====== Source excerpt ======

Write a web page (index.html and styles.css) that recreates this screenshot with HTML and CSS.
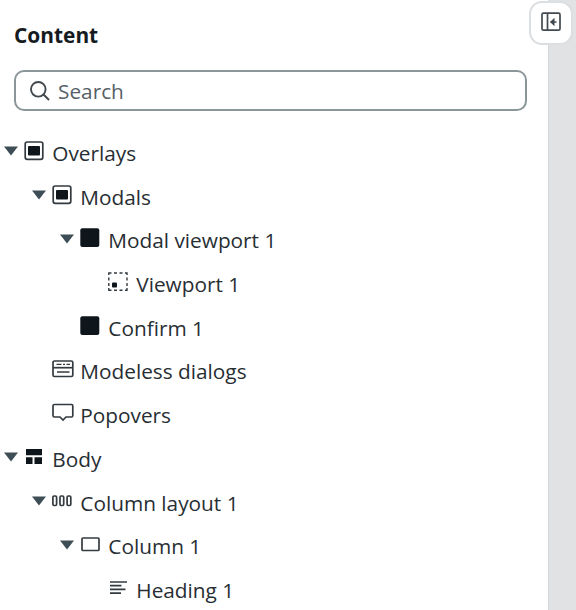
FILE: index.html
```html
<!DOCTYPE html>
<html lang="en">
<head>
<meta charset="utf-8">
<title>Content</title>
<link rel="stylesheet" href="styles.css">
</head>
<body>
<div class="app">
  <aside class="panel">
    <h2 class="title">Content</h2>
    <div class="search">
      <svg class="search-icon" width="20" height="20" viewBox="0 0 20 20"><circle cx="8.3" cy="8.3" r="7.3"/><path d="M13.5 13.5 19 19"/></svg>
      <span>Search</span>
    </div>
    <ul class="tree">
      <li class="row"><svg class="caret" viewBox="0 0 14 10"><path d="M0 .5h14L7 9.5z"/></svg><svg class="icon" viewBox="0 0 20 20"><rect x="1.200" y="1" width="17.600" height="17.300" rx="2"/><rect class="fill" x="4" y="5" width="12" height="9.5" rx="1"/></svg><span>Overlays</span></li>
      <li class="row level-1"><svg class="caret" viewBox="0 0 14 10"><path d="M0 .5h14L7 9.5z"/></svg><svg class="icon" viewBox="0 0 20 20"><rect x="1.200" y="1" width="17.600" height="17.300" rx="2"/><rect class="fill" x="4" y="5" width="12" height="9.5" rx="1"/></svg><span>Modals</span></li>
      <li class="row level-2"><svg class="caret" viewBox="0 0 14 10"><path d="M0 .5h14L7 9.5z"/></svg><svg class="icon" viewBox="0 0 20 20"><rect class="fill" x="0.300" y="0.300" width="19" height="18.700" rx="2"/></svg><span>Modal viewport 1</span></li>
      <li class="row level-3"><i class="caret"></i><svg class="icon" viewBox="0 0 20 20"><path class="dash" d="M.8 3V1h2.700M6 1h3M11.5 1h3M17 1h2v2M19 5.5v3M19 11v3M19 16v2.300H17M14.500 18.300h-3M9 18.300H6M3.500 18.300H.8V16M.8 14v-3M.8 8.500v-3"/><rect class="fill" x="4" y="10.500" width="5" height="5" rx="1"/></svg><span>Viewport 1</span></li>
      <li class="row level-2"><i class="caret"></i><svg class="icon" viewBox="0 0 20 20"><rect class="fill" x="0.300" y="0.300" width="19" height="18.700" rx="2"/></svg><span>Confirm 1</span></li>
      <li class="row level-1"><i class="caret"></i><svg class="icon wide" viewBox="0 0 22 20"><rect x="1" y="2" width="19.800" height="15.500" rx="1.500"/><path d="M1 8.700h20"/><path class="thin" d="M4.500 5.400h5M11 5.400h2M14.500 5.400H18M5 13h12.500"/></svg><span>Modeless dialogs</span></li>
      <li class="row level-1"><i class="caret"></i><svg class="icon wide" viewBox="0 0 22 20"><path d="M2.500 1.500h17Q20.800 1.500 20.800 3v9.500q0 1.500-1.300 1.500H14l-3 3-3-3H2.500Q1 14 1 12.500V3q0-1.500 1.500-1.500z"/></svg><span>Popovers</span></li>
      <li class="row"><svg class="caret" viewBox="0 0 14 10"><path d="M0 .5h14L7 9.5z"/></svg><svg class="icon" viewBox="0 0 20 20"><path class="fill" d="M2 2h16v6.300H2zM2 10.200h6.500v6.800H2zM10.500 10.200H18v6.800h-7.500z"/></svg><span>Body</span></li>
      <li class="row level-1"><svg class="caret" viewBox="0 0 14 10"><path d="M0 .5h14L7 9.5z"/></svg><svg class="icon" viewBox="0 0 20 20"><rect x=".9" y="5" width="3.700" height="9.500" rx="1.2"/><rect x="8" y="5" width="3.700" height="9.500" rx="1.2"/><rect x="15.100" y="5" width="3.700" height="9.500" rx="1.2"/></svg><span>Column layout 1</span></li>
      <li class="row level-2"><svg class="caret" viewBox="0 0 14 10"><path d="M0 .5h14L7 9.5z"/></svg><svg class="icon" viewBox="0 0 20 20"><rect x="2" y="4" width="17" height="12.500" rx="1"/></svg><span>Column 1</span></li>
      <li class="row level-3"><i class="caret"></i><svg class="icon" viewBox="0 0 20 20"><path d="M2 4h17M2 7.700h11.500M2 11.400h15.500M2 15.100h11"/></svg><span>Heading 1</span></li>
    </ul>
  </aside>
  <div class="canvas"></div>
  <button class="toggle" aria-label="Collapse panel">
    <svg class="toggle-icon" width="20" height="20" viewBox="0 0 20 20"><rect x="1" y="1.200" width="18" height="17" rx="1.500"/><path d="M6.500 1v17M9.500 10H15.500"/><path class="head" d="M13.500 5.800v8.400L9 10z"/></svg>
  </button>
</div>
</body>
</html>
```

FILE: styles.css
```css
* { box-sizing: border-box; }
body {
  margin: 0;
  font-family: "Open Sans", sans-serif;
  font-size: 20.8px;
  color: #272e33;
}
.app {
  position: relative;
  display: flex;
  height: 610px;
  overflow: hidden;
  background: #fff;
}
.panel {
  width: 549px;
  flex: none;
  padding-top: 20px;
  border-right: 1px solid #d4d8da;
}
.canvas { flex: 1; background: #e0e2e4; }
.title {
  margin: 0 0 20px 14px;
  font-size: 20.9px;
  line-height: 30px;
  font-weight: 700;
  color: #151b20;
}
.search {
  display: flex;
  align-items: center;
  gap: 8.5px;
  width: 513px;
  height: 41px;
  margin-left: 14px;
  padding-left: 13.5px;
  border: 2px solid #8b969b;
  border-radius: 10px;
  color: #566067;
}
.search-icon { fill: none; stroke: #40484e; stroke-width: 1.9; }
.tree { list-style: none; margin: 20px 0 0; padding: 0; }
.row {
  display: flex;
  align-items: center;
  height: 43.72px;
  padding-left: 3.5px;
  white-space: nowrap;
}
.level-1 { padding-left: 31.5px; }
.level-2 { padding-left: 59.5px; }
.level-3 { padding-left: 87.5px; }
.caret {
  flex: none;
  width: 14px;
  height: 10px;
  margin: 0 6.5px 3px 0;
  fill: #3e4e57;
}
.icon {
  flex: none;
  width: 20px;
  height: 20px;
  margin: 0 8.3px 4px 0;
  fill: none;
  stroke: #343b40;
  stroke-width: 1.7;
}
.wide { width: 22px; margin-right: 6.3px; }
.fill { fill: #0f161b; stroke: none; }
.dash { stroke-width: 1.4; }
.thin { stroke-width: 1.4; }
.toggle {
  position: absolute;
  top: 1px;
  left: 529px;
  display: grid;
  place-items: center;
  width: 44px;
  height: 44px;
  padding: 0 0 2px;
  background: #fff;
  border: 2px solid #dcdfe1;
  border-radius: 13px;
}
.toggle-icon { fill: none; stroke: #414a50; stroke-width: 1.7; }
.head { fill: #414a50; stroke: none; }
```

======

| Set task |
Return the listing above in full and without alteration, excluding its pictures.

| Reply to the task |
Write a web page (index.html and styles.css) that recreates this screenshot with HTML and CSS.
FILE: index.html
```html
<!DOCTYPE html>
<html lang="en">
<head>
<meta charset="utf-8">
<title>Content</title>
<link rel="stylesheet" href="styles.css">
</head>
<body>
<div class="app">
  <aside class="panel">
    <h2 class="title">Content</h2>
    <div class="search">
      <svg class="search-icon" width="20" height="20" viewBox="0 0 20 20"><circle cx="8.3" cy="8.3" r="7.3"/><path d="M13.5 13.5 19 19"/></svg>
      <span>Search</span>
    </div>
    <ul class="tree">
      <li class="row"><svg class="caret" viewBox="0 0 14 10"><path d="M0 .5h14L7 9.5z"/></svg><svg class="icon" viewBox="0 0 20 20"><rect x="1.200" y="1" width="17.600" height="17.300" rx="2"/><rect class="fill" x="4" y="5" width="12" height="9.5" rx="1"/></svg><span>Overlays</span></li>
      <li class="row level-1"><svg class="caret" viewBox="0 0 14 10"><path d="M0 .5h14L7 9.5z"/></svg><svg class="icon" viewBox="0 0 20 20"><rect x="1.200" y="1" width="17.600" height="17.300" rx="2"/><rect class="fill" x="4" y="5" width="12" height="9.5" rx="1"/></svg><span>Modals</span></li>
      <li class="row level-2"><svg class="caret" viewBox="0 0 14 10"><path d="M0 .5h14L7 9.5z"/></svg><svg class="icon" viewBox="0 0 20 20"><rect class="fill" x="0.300" y="0.300" width="19" height="18.700" rx="2"/></svg><span>Modal viewport 1</span></li>
      <li class="row level-3"><i class="caret"></i><svg class="icon" viewBox="0 0 20 20"><path class="dash" d="M.8 3V1h2.700M6 1h3M11.5 1h3M17 1h2v2M19 5.5v3M19 11v3M19 16v2.300H17M14.500 18.300h-3M9 18.300H6M3.500 18.300H.8V16M.8 14v-3M.8 8.500v-3"/><rect class="fill" x="4" y="10.500" width="5" height="5" rx="1"/></svg><span>Viewport 1</span></li>
      <li class="row level-2"><i class="caret"></i><svg class="icon" viewBox="0 0 20 20"><rect class="fill" x="0.300" y="0.300" width="19" height="18.700" rx="2"/></svg><span>Confirm 1</span></li>
      <li class="row level-1"><i class="caret"></i><svg class="icon wide" viewBox="0 0 22 20"><rect x="1" y="2" width="19.800" height="15.500" rx="1.500"/><path d="M1 8.700h20"/><path class="thin" d="M4.500 5.400h5M11 5.400h2M14.500 5.400H18M5 13h12.500"/></svg><span>Modeless dialogs</span></li>
      <li class="row level-1"><i class="caret"></i><svg class="icon wide" viewBox="0 0 22 20"><path d="M2.500 1.500h17Q20.800 1.500 20.800 3v9.500q0 1.500-1.300 1.500H14l-3 3-3-3H2.500Q1 14 1 12.500V3q0-1.500 1.500-1.500z"/></svg><span>Popovers</span></li>
      <li class="row"><svg class="caret" viewBox="0 0 14 10"><path d="M0 .5h14L7 9.5z"/></svg><svg class="icon" viewBox="0 0 20 20"><path class="fill" d="M2 2h16v6.300H2zM2 10.200h6.500v6.800H2zM10.500 10.200H18v6.800h-7.500z"/></svg><span>Body</span></li>
      <li class="row level-1"><svg class="caret" viewBox="0 0 14 10"><path d="M0 .5h14L7 9.5z"/></svg><svg class="icon" viewBox="0 0 20 20"><rect x=".9" y="5" width="3.700" height="9.500" rx="1.2"/><rect x="8" y="5" width="3.700" height="9.500" rx="1.2"/><rect x="15.100" y="5" width="3.700" height="9.500" rx="1.2"/></svg><span>Column layout 1</span></li>
      <li class="row level-2"><svg class="caret" viewBox="0 0 14 10"><path d="M0 .5h14L7 9.5z"/></svg><svg class="icon" viewBox="0 0 20 20"><rect x="2" y="4" width="17" height="12.500" rx="1"/></svg><span>Column 1</span></li>
      <li class="row level-3"><i class="caret"></i><svg class="icon" viewBox="0 0 20 20"><path d="M2 4h17M2 7.700h11.500M2 11.400h15.500M2 15.100h11"/></svg><span>Heading 1</span></li>
    </ul>
  </aside>
  <div class="canvas"></div>
  <button class="toggle" aria-label="Collapse panel">
    <svg class="toggle-icon" width="20" height="20" viewBox="0 0 20 20"><rect x="1" y="1.200" width="18" height="17" rx="1.500"/><path d="M6.500 1v17M9.500 10H15.500"/><path class="head" d="M13.500 5.800v8.400L9 10z"/></svg>
  </button>
</div>
</body>
</html>
```

FILE: styles.css
```css
* { box-sizing: border-box; }
body {
  margin: 0;
  font-family: "Open Sans", sans-serif;
  font-size: 20.8px;
  color: #272e33;
}
.app {
  position: relative;
  display: flex;
  height: 610px;
  overflow: hidden;
  background: #fff;
}
.panel {
  width: 549px;
  flex: none;
  padding-top: 20px;
  border-right: 1px solid #d4d8da;
}
.canvas { flex: 1; background: #e0e2e4; }
.title {
  margin: 0 0 20px 14px;
  font-size: 20.9px;
  line-height: 30px;
  font-weight: 700;
  color: #151b20;
}
.search {
  display: flex;
  align-items: center;
  gap: 8.5px;
  width: 513px;
  height: 41px;
  margin-left: 14px;
  padding-left: 13.5px;
  border: 2px solid #8b969b;
  border-radius: 10px;
  color: #566067;
}
.search-icon { fill: none; stroke: #40484e; stroke-width: 1.9; }
.tree { list-style: none; margin: 20px 0 0; padding: 0; }
.row {
  display: flex;
  align-items: center;
  height: 43.72px;
  padding-left: 3.5px;
  white-space: nowrap;
}
.level-1 { padding-left: 31.5px; }
.level-2 { padding-left: 59.5px; }
.level-3 { padding-left: 87.5px; }
.caret {
  flex: none;
  width: 14px;
  height: 10px;
  margin: 0 6.5px 3px 0;
  fill: #3e4e57;
}
.icon {
  flex: none;
  width: 20px;
  height: 20px;
  margin: 0 8.3px 4px 0;
  fill: none;
  stroke: #343b40;
  stroke-width: 1.7;
}
.wide { width: 22px; margin-right: 6.3px; }
.fill { fill: #0f161b; stroke: none; }
.dash { stroke-width: 1.4; }
.thin { stroke-width: 1.4; }
.toggle {
  position: absolute;
  top: 1px;
  left: 529px;
  display: grid;
  place-items: center;
  width: 44px;
  height: 44px;
  padding: 0 0 2px;
  background: #fff;
  border: 2px solid #dcdfe1;
  border-radius: 13px;
}
.toggle-icon { fill: none; stroke: #414a50; stroke-width: 1.7; }
.head { fill: #414a50; stroke: none; }
```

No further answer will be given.